• Requirement:
State how many lines in the listing below include the word "this". Give nothing but the number.

• Given records:
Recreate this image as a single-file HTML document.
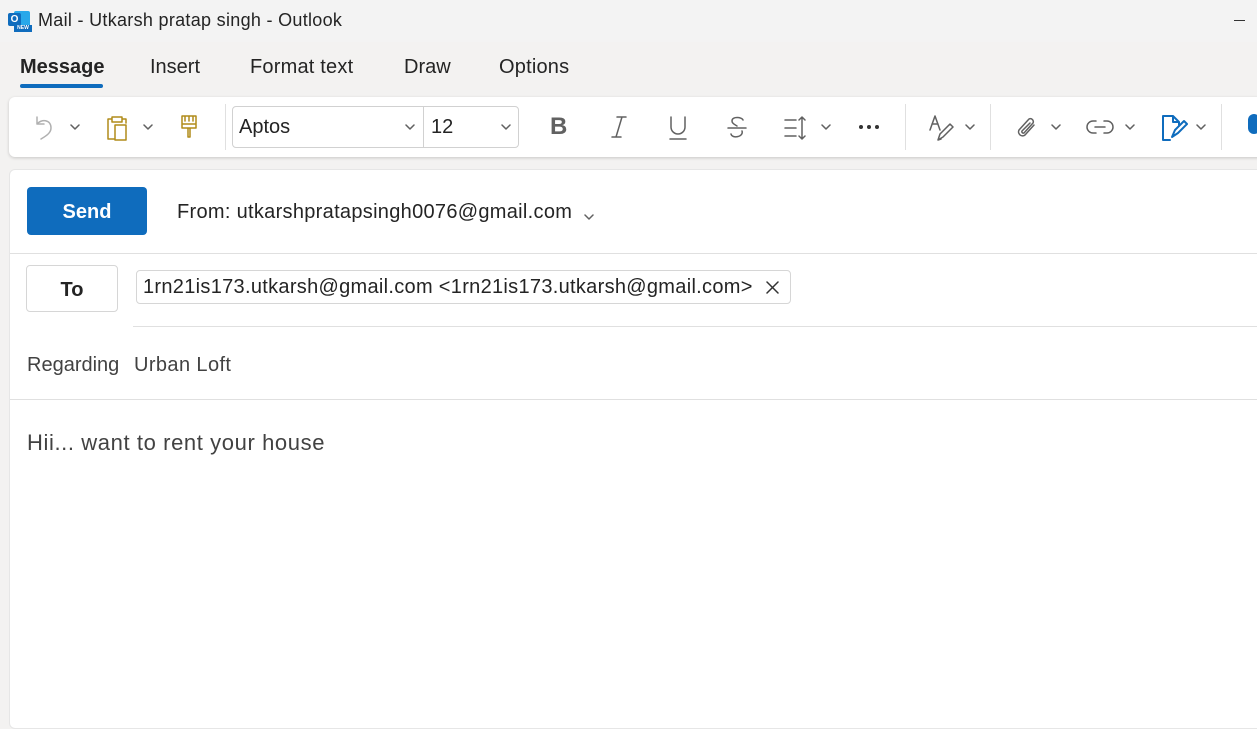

---

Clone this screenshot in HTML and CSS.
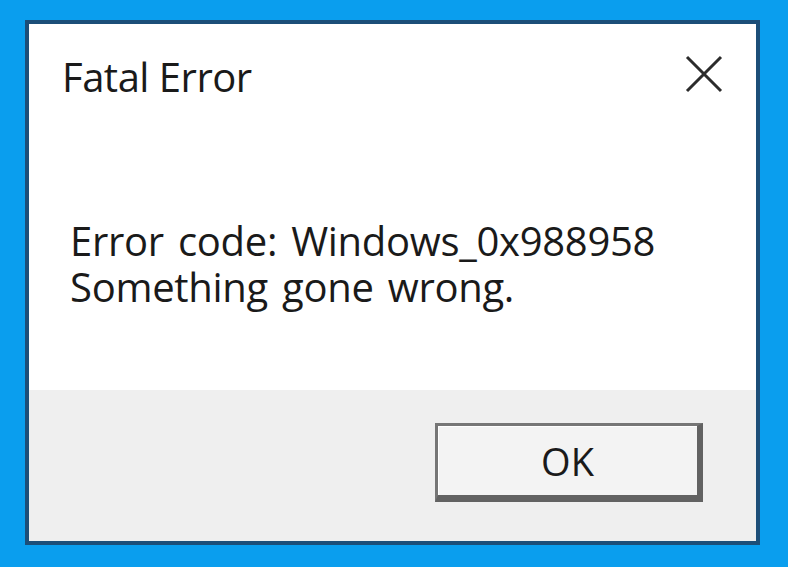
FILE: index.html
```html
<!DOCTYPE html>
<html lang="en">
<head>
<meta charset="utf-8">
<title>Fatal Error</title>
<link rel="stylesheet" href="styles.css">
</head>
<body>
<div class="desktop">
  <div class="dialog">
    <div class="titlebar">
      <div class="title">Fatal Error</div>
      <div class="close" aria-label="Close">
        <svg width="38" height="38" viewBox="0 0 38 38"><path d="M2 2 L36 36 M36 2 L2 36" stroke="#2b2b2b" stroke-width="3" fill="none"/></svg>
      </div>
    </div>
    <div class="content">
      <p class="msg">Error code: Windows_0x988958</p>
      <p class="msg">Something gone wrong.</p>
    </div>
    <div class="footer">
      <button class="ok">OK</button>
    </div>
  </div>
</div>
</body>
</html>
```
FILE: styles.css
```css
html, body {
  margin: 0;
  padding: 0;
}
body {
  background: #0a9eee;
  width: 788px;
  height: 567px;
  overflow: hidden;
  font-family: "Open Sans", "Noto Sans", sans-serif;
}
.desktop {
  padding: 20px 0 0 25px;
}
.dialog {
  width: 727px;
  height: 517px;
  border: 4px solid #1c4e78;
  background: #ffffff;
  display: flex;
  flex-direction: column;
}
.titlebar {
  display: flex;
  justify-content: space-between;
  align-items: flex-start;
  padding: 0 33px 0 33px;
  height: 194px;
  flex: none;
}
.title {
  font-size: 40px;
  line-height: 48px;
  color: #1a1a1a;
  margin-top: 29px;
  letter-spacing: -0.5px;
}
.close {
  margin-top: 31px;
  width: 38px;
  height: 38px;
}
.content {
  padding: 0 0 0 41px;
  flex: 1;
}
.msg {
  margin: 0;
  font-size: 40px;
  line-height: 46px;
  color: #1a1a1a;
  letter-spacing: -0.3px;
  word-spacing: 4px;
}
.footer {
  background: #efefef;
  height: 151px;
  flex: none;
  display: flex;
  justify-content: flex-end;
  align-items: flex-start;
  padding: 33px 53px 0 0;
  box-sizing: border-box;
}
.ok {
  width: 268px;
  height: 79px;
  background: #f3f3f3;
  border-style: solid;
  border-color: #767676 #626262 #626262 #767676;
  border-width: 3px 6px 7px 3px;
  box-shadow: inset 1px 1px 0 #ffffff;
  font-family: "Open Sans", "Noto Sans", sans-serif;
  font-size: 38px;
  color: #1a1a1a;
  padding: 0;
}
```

--

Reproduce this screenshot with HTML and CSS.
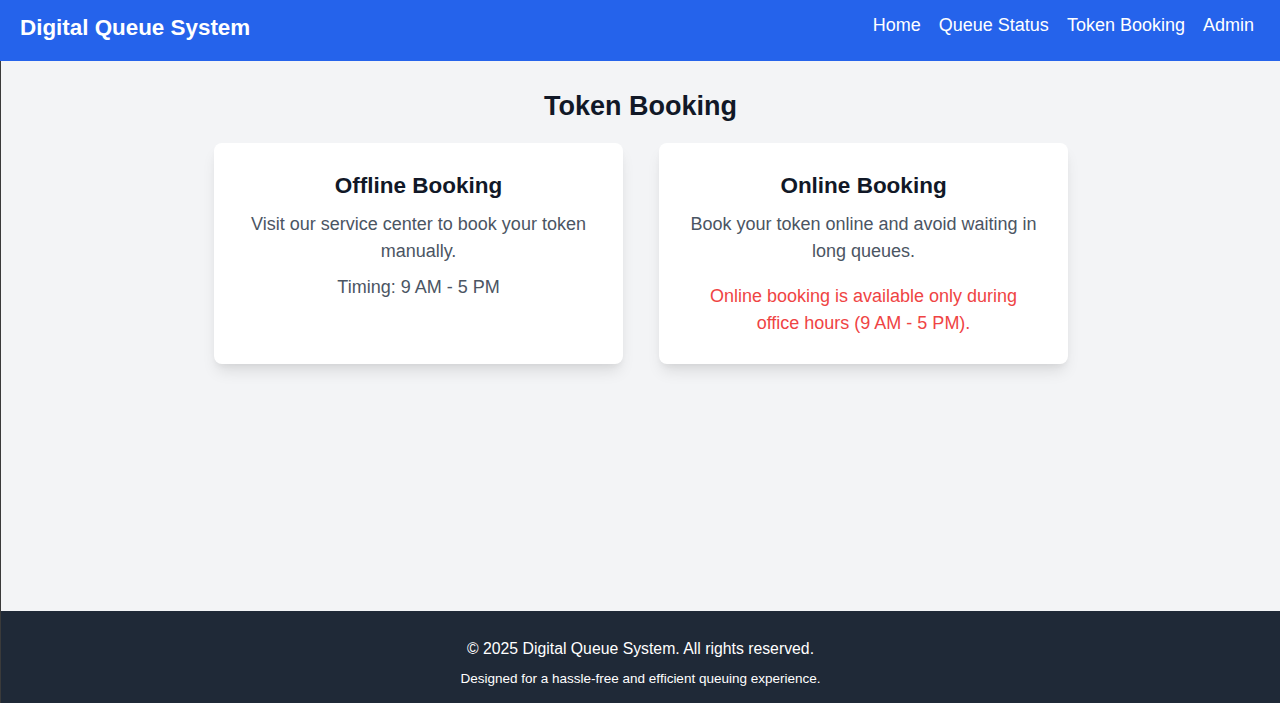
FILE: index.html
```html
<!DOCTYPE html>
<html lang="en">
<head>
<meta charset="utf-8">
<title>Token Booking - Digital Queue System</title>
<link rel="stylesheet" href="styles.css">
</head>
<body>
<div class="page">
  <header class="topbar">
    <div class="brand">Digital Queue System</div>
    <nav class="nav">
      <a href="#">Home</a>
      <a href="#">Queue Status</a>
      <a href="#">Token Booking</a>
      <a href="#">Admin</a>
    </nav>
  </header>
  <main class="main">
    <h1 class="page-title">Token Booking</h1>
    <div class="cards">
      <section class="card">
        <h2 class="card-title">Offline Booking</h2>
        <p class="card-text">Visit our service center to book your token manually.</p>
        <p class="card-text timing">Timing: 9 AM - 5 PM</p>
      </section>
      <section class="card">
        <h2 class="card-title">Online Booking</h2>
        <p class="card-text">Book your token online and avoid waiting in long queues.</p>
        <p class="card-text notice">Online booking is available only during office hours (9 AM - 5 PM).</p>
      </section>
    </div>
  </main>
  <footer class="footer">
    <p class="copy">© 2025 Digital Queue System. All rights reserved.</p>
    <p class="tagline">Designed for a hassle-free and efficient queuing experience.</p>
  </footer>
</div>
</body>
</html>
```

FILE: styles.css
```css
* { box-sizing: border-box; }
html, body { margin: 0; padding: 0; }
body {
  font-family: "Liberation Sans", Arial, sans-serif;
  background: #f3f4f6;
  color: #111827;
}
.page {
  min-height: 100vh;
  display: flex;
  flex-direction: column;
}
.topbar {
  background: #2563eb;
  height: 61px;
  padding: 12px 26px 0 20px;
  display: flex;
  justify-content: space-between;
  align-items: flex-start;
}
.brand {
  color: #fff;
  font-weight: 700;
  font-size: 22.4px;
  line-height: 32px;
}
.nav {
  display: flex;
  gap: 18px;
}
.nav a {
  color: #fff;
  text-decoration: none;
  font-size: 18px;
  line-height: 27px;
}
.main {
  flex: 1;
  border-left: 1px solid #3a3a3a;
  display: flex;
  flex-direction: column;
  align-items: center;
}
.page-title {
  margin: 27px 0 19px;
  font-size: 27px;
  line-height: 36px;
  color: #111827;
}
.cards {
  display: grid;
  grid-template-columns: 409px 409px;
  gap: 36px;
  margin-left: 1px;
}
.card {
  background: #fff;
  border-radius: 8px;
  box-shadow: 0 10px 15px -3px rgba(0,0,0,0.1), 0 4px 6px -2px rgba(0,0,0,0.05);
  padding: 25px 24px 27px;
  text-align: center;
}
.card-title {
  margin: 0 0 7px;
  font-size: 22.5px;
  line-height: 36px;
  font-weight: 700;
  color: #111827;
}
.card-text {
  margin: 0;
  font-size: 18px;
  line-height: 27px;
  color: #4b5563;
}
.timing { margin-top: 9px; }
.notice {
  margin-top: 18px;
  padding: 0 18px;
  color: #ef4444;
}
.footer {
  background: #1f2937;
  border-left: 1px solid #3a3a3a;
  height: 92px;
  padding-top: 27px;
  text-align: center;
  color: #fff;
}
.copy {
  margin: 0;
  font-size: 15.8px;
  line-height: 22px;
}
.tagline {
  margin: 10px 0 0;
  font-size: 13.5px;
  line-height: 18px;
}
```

• Exercise output:
3